"Admitir un ingreso en la Unidad de Cuidados Intensivos puede implicar denegárselo a alguien que puede beneficiarse más, de forma que hay que evitar el criterio de primero en llegar, primero en ingresar". Así reza literalmente un documento elaborado por el grupo de Trabajo de Bioética de la Sociedad Española de Medicina Intensiva, Crítica y Unidades Coronarias (Semicyuc) y consensuado con la Sociedad Española de Medicina Interna (SEMI). Se trata de unificar la gestión de los recursos en la lucha contra ese virus con forma de corona que nació en Wuhan.

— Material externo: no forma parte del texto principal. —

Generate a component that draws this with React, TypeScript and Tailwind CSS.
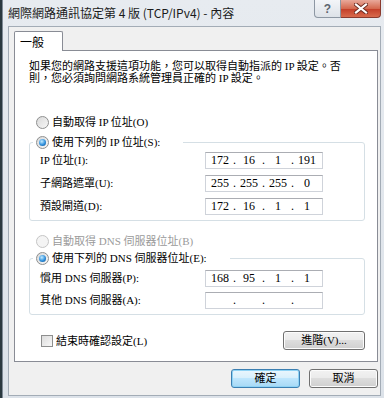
import React from 'react';

const body = "font-['Liberation_Serif','Noto_Sans_CJK_TC',serif] text-[11px] text-black";

const Radio: React.FC<{ checked?: boolean; disabled?: boolean }> = ({ checked, disabled }) => (
  <span
    className={`inline-flex w-[13px] h-[13px] shrink-0 items-center justify-center rounded-full border ${
      disabled
        ? 'border-[#c5c5c5] bg-[#f4f4f4]'
        : 'border-[#8e8f8f] bg-[linear-gradient(135deg,#d9d9d9,#f7f7f7)]'
    }`}
  >
    {checked && (
      <span className="w-[7px] h-[7px] rounded-full bg-[radial-gradient(circle_at_40%_35%,#c4ecff,#2f8fdc_55%,#0b4a86)]" />
    )}
  </span>
);

const RadioRow: React.FC<{ label: string; checked?: boolean; disabled?: boolean }> = ({
  label,
  checked,
  disabled,
}) => (
  <div className="flex items-center h-[16px] gap-[3px]">
    <Radio checked={checked} disabled={disabled} />
    <span className={`leading-[16px] ${disabled ? 'text-[#9a9a9a]' : ''}`}>{label}</span>
  </div>
);

const IpBox: React.FC<{ parts: string[] }> = ({ parts }) => (
  <div className="flex items-center w-[118px] h-[17px] border border-[#cfd3da] border-t-[#abadb3] bg-white px-[1px] text-[12px]">
    {parts.map((p, i) => (
      <React.Fragment key={i}>
        <span className="w-[26px] text-center leading-[15px]">{p}</span>
        {i < 3 && <span className="w-[3px] text-center leading-[15px]">.</span>}
      </React.Fragment>
    ))}
  </div>
);

const FieldRow: React.FC<{ label: string; parts: string[] }> = ({ label, parts }) => (
  <div className="flex items-center h-[17px]">
    <span className="w-[165px] leading-[17px]">{label}</span>
    <IpBox parts={parts} />
  </div>
);

const WinButton: React.FC<{ children: React.ReactNode; w: string; primary?: boolean }> = ({
  children,
  w,
  primary,
}) => (
  <button
    className={`${w} h-[19px] rounded-[3px] border text-[11px] leading-[15px] ${
      primary
        ? 'border-[#3c7fb1] shadow-[inset_0_0_0_1px_#8fd3f5] bg-[linear-gradient(#eaf6fd_0%,#d9f0fc_45%,#bee6fd_50%,#a7d9f5_100%)]'
        : 'border-[#707070] shadow-[inset_0_0_0_1px_#fcfcfc] bg-[linear-gradient(#f2f2f2_0%,#ebebeb_45%,#dddddd_50%,#cfcfcf_100%)]'
    }`}
  >
    {children}
  </button>
);

const App: React.FC = () => {
  return (
    <div className={`w-[384px] h-[398px] flex bg-[#2b3940] ${body}`}>
      <div className="ml-[2px] flex-1 flex flex-col bg-[linear-gradient(#e7ebf0,#dce2e9)] border-l border-[#7f8a96]">
        {/* title bar */}
        <div className="h-[26px] flex items-start justify-between shrink-0">
          <span className="mt-[4px] ml-[5px] text-[12px] leading-[18px] font-['Noto_Sans_CJK_TC','Liberation_Sans',sans-serif] text-[#1b1b1b]">
            網際網路通訊協定第 4 版 (TCP/IPv4) - 內容
          </span>
          <div className="flex mr-[3px]">
            <div className="w-[27px] h-[18px] flex items-center justify-center rounded-bl-[4px] border border-t-0 border-[#8d97a3] bg-[linear-gradient(#f3f5f8,#dde2e8)] text-[12px] font-bold text-[#5d6670] font-['Liberation_Sans',sans-serif]">
              ?
            </div>
            <div className="w-[40px] h-[18px] flex items-center justify-center rounded-br-[4px] border border-l-0 border-t-0 border-[#8a3a2e] bg-[linear-gradient(#e9a99b,#d4694f_50%,#c4402a_55%,#d86a4d)]">
              <svg width="14" height="11" viewBox="0 0 14 11">
                <path d="M2 1.5 L12 9.5 M12 1.5 L2 9.5" stroke="#6b2a20" strokeWidth="4" strokeLinecap="square" />
                <path d="M2 1.5 L12 9.5 M12 1.5 L2 9.5" stroke="#ffffff" strokeWidth="2.2" strokeLinecap="square" />
              </svg>
            </div>
          </div>
        </div>

        {/* client area */}
        <div className="flex-1 ml-[5px] mr-[3px] mb-[2px] bg-[#f0f0f0] border border-[#a3acb6] pl-[5px] pt-[4px]">
          <div className="w-[49px] h-[20px] relative z-10 -mb-[1px] bg-white border border-b-0 border-[#898c95] rounded-t-[2px] pl-[5px] text-[12px] leading-[20px] font-['Noto_Sans_CJK_TC',sans-serif]">
            一般
          </div>
          <div className="w-[364px] bg-white border border-[#898c95] pl-[14px] pr-[12px] pt-[9px] pb-[11px]">
            <p className="leading-[12px]">
              如果您的網路支援這項功能，您可以取得自動指派的 IP 設定。否
              <br />
              則，您必須詢問網路系統管理員正確的 IP 設定。
            </p>

            <div className="mt-[30px] ml-[7px]">
              <RadioRow label="自動取得 IP 位址(O)" />
            </div>

            <fieldset className="mt-[4px] w-[336px] border border-[#d5dfe5] rounded-[3px] pl-[10px] pb-[5px]">
              <legend className="ml-[-7px] pl-[3px] pr-[23px]">
                <RadioRow label="使用下列的 IP 位址(S):" checked />
              </legend>
              <div className="pt-[2px] flex flex-col gap-[6px]">
                <FieldRow label="IP 位址(I):" parts={['172', '16', '1', '191']} />
                <FieldRow label="子網路遮罩(U):" parts={['255', '255', '255', '0']} />
                <FieldRow label="預設閘道(D):" parts={['172', '16', '1', '1']} />
              </div>
            </fieldset>

            <div className="mt-[12px] ml-[7px]">
              <RadioRow label="自動取得 DNS 伺服器位址(B)" disabled />
            </div>

            <fieldset className="mt-[1px] w-[336px] border border-[#d5dfe5] rounded-[3px] pl-[10px] pb-[5px]">
              <legend className="ml-[-7px] pl-[3px] pr-[23px]">
                <RadioRow label="使用下列的 DNS 伺服器位址(E):" checked />
              </legend>
              <div className="pt-[4px] flex flex-col gap-[5px]">
                <FieldRow label="慣用 DNS 伺服器(P):" parts={['168', '95', '1', '1']} />
                <FieldRow label="其他 DNS 伺服器(A):" parts={['', '', '', '']} />
              </div>
            </fieldset>

            <div className="mt-[16px] w-[336px] flex items-center justify-between pl-[12px]">
              <div className="flex items-center gap-[3px]">
                <span className="w-[12px] h-[12px] border border-[#8e8f8f] bg-[linear-gradient(135deg,#dcdcdc,#f8f8f8)]" />
                <span className="leading-[16px]">結束時確認設定(L)</span>
              </div>
              <WinButton w="w-[82px]">進階(V)...</WinButton>
            </div>
          </div>

          <div className="w-[364px] mt-[7px] flex justify-end gap-[9px]">
            <WinButton w="w-[69px]" primary>
              確定
            </WinButton>
            <WinButton w="w-[69px]">取消</WinButton>
          </div>
        </div>
      </div>
    </div>
  );
};

export default App;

En un contexto sanitario como el actual, con recursos limitados y a punto del colapso, estas dos sociedades médicas han determinado unas pautas éticas para que internistas e intensivistas sepan a qué atenerse cuando, en el ejercicio de sus funciones, se vean obligados a tomar decisiones que impliquen cierta angustia personal.

La primera de las recomendaciones es que ante patologías críticas diferentes a las provocadas por el Covid- 19 el ingreso en la UCI debe hacerse en base a priorizar a quien más se beneficie. Es, sin duda, una decisión difícil de tomar siempre, pero en esta situación tal vez más porque con ella ciertos colectivos quedan inevitablemente condenados, el de los mayores, por ejemplo, o el de los que presentan situaciones de fracaso multiorgánico o fragilidad avanzada por citar algunos.

Puedo imaginar el dilema moral que plantea la elección, pero el documento es diáfano, tan claro que incluso hace hincapié en estudiar especialmente el ingreso de personas con "expectativas de vida de menos de dos años". En resumen, de lo que se trata es de valorar una serie de factores que no tienen nada que ver con los estrictamente terapéuticos, algunos concretos como la edad o el número de personas a su cargo y otros tan abstractos como el valor social del paciente, pero, en cualquier caso, con el fin de que los profesionales sepan a quién ingresar en la UCI y a quién no cuando tengan que elegir. Son medidas extremadamente duras, pero con los hospitales convertidos en trincheras están justificadas.

Son las diez de la noche. Estoy en el salón. Desde la tele el presidente de la nación llama, una vez más, a la responsabilidad de los ciudadanos. Lo peor está por llegar, pero juntos venceremos, oigo que dice con voz firme. Habla de cifras, de picos, de curvas, de contagios. La verdad es que mucho han cambiado las cosas desde que el pasado día 14 el Gobierno declarara el Estado de Alarma. Nos creíamos seguros dentro de nuestros formidables refugios, pero lo cierto es que un par de estornudos en algún lugar del planeta ha bastado para echarlos abajo y en un abrir y cerrar de ojos las rutinas que creíamos inamovibles han desaparecido por completo de nuestras vidas. Incluso los propios dioses han cambiado.

Sí. Los héroes de hoy ya no tienen cuerpos apolíneos ni acaparan los medios de comunicación como los de antaño. Yo me he cruzado con ellos en los hospitales, en los supermercados, en los laboratorios. Los he visto desinfectando aceras, haciendo panes, cultivando la tierra, al volante de camiones, patrullando calles, repartiendo, incluso, el correo ordinario en los buzones de mi barrio. Caminan entre nosotros en el más completo anonimato y pasan desapercibidos para la mayor parte de los mortales. No piden nada a cambio del colosal esfuerzo y, por increíble que parezca, son legión.

Me acerco a la ventana. La oscuridad es absoluta tras los cristales. Todo es incertidumbre más allá de la luz mortecina de las farolas, pero presiento muy cerca la primavera y de repente, sin saber muy bien la razón del desvarío, sueño cosechas doradas, viñedos colmados de racimos, celebraciones carnales, interminables risas infantiles y un otoño cargado de manzanas.